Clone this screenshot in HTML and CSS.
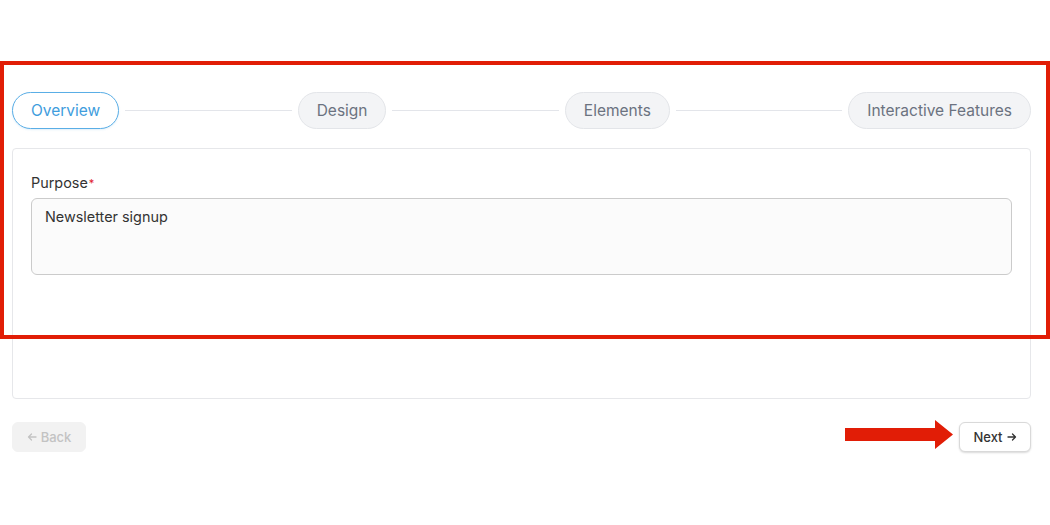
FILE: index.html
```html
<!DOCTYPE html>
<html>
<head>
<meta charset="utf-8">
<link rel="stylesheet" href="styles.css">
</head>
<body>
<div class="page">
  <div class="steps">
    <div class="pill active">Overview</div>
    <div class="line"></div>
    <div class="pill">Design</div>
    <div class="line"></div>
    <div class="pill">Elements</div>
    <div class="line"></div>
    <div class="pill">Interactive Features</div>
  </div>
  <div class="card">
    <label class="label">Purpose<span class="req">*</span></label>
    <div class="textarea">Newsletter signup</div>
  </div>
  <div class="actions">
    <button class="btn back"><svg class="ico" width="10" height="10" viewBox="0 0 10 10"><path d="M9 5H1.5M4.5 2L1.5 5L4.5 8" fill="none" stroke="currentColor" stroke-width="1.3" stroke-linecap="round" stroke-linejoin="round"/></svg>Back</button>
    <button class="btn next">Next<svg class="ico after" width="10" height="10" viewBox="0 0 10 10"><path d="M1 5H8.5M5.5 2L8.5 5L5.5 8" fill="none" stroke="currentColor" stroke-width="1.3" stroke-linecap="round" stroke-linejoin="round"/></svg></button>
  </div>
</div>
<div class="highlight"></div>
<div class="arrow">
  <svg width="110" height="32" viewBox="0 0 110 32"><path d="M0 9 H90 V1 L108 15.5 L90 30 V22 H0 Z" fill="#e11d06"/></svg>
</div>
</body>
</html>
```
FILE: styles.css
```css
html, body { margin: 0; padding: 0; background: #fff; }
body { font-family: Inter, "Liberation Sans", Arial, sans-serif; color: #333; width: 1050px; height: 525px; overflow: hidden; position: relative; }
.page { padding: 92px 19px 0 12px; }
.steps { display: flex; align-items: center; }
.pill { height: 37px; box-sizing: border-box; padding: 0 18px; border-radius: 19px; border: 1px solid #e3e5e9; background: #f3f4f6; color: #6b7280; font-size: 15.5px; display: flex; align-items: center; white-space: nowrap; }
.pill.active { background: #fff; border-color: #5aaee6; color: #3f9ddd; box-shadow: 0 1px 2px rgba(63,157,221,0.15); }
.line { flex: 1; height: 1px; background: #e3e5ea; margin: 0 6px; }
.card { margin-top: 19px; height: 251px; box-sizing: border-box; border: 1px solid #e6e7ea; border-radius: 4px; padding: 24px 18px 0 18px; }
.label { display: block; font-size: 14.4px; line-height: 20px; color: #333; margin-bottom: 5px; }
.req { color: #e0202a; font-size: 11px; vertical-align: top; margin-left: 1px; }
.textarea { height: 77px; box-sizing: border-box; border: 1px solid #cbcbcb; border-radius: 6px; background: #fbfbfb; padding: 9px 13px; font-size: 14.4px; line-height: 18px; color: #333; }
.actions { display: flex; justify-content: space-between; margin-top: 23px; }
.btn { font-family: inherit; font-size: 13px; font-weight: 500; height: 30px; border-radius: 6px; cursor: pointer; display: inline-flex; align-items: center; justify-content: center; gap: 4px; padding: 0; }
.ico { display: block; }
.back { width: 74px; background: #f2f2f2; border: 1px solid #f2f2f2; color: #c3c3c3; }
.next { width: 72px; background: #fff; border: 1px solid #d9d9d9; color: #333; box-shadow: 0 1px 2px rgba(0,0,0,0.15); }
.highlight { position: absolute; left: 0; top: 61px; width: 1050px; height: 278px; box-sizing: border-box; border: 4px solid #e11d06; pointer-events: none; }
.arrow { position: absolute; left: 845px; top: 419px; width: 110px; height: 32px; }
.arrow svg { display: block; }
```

Exercise details:
Write out each line again precisely as it appears, skipping every picture.

The response:
Clone this screenshot in HTML and CSS.
FILE: index.html
```html
<!DOCTYPE html>
<html>
<head>
<meta charset="utf-8">
<link rel="stylesheet" href="styles.css">
</head>
<body>
<div class="page">
  <div class="steps">
    <div class="pill active">Overview</div>
    <div class="line"></div>
    <div class="pill">Design</div>
    <div class="line"></div>
    <div class="pill">Elements</div>
    <div class="line"></div>
    <div class="pill">Interactive Features</div>
  </div>
  <div class="card">
    <label class="label">Purpose<span class="req">*</span></label>
    <div class="textarea">Newsletter signup</div>
  </div>
  <div class="actions">
    <button class="btn back"><svg class="ico" width="10" height="10" viewBox="0 0 10 10"><path d="M9 5H1.5M4.5 2L1.5 5L4.5 8" fill="none" stroke="currentColor" stroke-width="1.3" stroke-linecap="round" stroke-linejoin="round"/></svg>Back</button>
    <button class="btn next">Next<svg class="ico after" width="10" height="10" viewBox="0 0 10 10"><path d="M1 5H8.5M5.5 2L8.5 5L5.5 8" fill="none" stroke="currentColor" stroke-width="1.3" stroke-linecap="round" stroke-linejoin="round"/></svg></button>
  </div>
</div>
<div class="highlight"></div>
<div class="arrow">
  <svg width="110" height="32" viewBox="0 0 110 32"><path d="M0 9 H90 V1 L108 15.5 L90 30 V22 H0 Z" fill="#e11d06"/></svg>
</div>
</body>
</html>
```
FILE: styles.css
```css
html, body { margin: 0; padding: 0; background: #fff; }
body { font-family: Inter, "Liberation Sans", Arial, sans-serif; color: #333; width: 1050px; height: 525px; overflow: hidden; position: relative; }
.page { padding: 92px 19px 0 12px; }
.steps { display: flex; align-items: center; }
.pill { height: 37px; box-sizing: border-box; padding: 0 18px; border-radius: 19px; border: 1px solid #e3e5e9; background: #f3f4f6; color: #6b7280; font-size: 15.5px; display: flex; align-items: center; white-space: nowrap; }
.pill.active { background: #fff; border-color: #5aaee6; color: #3f9ddd; box-shadow: 0 1px 2px rgba(63,157,221,0.15); }
.line { flex: 1; height: 1px; background: #e3e5ea; margin: 0 6px; }
.card { margin-top: 19px; height: 251px; box-sizing: border-box; border: 1px solid #e6e7ea; border-radius: 4px; padding: 24px 18px 0 18px; }
.label { display: block; font-size: 14.4px; line-height: 20px; color: #333; margin-bottom: 5px; }
.req { color: #e0202a; font-size: 11px; vertical-align: top; margin-left: 1px; }
.textarea { height: 77px; box-sizing: border-box; border: 1px solid #cbcbcb; border-radius: 6px; background: #fbfbfb; padding: 9px 13px; font-size: 14.4px; line-height: 18px; color: #333; }
.actions { display: flex; justify-content: space-between; margin-top: 23px; }
.btn { font-family: inherit; font-size: 13px; font-weight: 500; height: 30px; border-radius: 6px; cursor: pointer; display: inline-flex; align-items: center; justify-content: center; gap: 4px; padding: 0; }
.ico { display: block; }
.back { width: 74px; background: #f2f2f2; border: 1px solid #f2f2f2; color: #c3c3c3; }
.next { width: 72px; background: #fff; border: 1px solid #d9d9d9; color: #333; box-shadow: 0 1px 2px rgba(0,0,0,0.15); }
.highlight { position: absolute; left: 0; top: 61px; width: 1050px; height: 278px; box-sizing: border-box; border: 4px solid #e11d06; pointer-events: none; }
.arrow { position: absolute; left: 845px; top: 419px; width: 110px; height: 32px; }
.arrow svg { display: block; }
```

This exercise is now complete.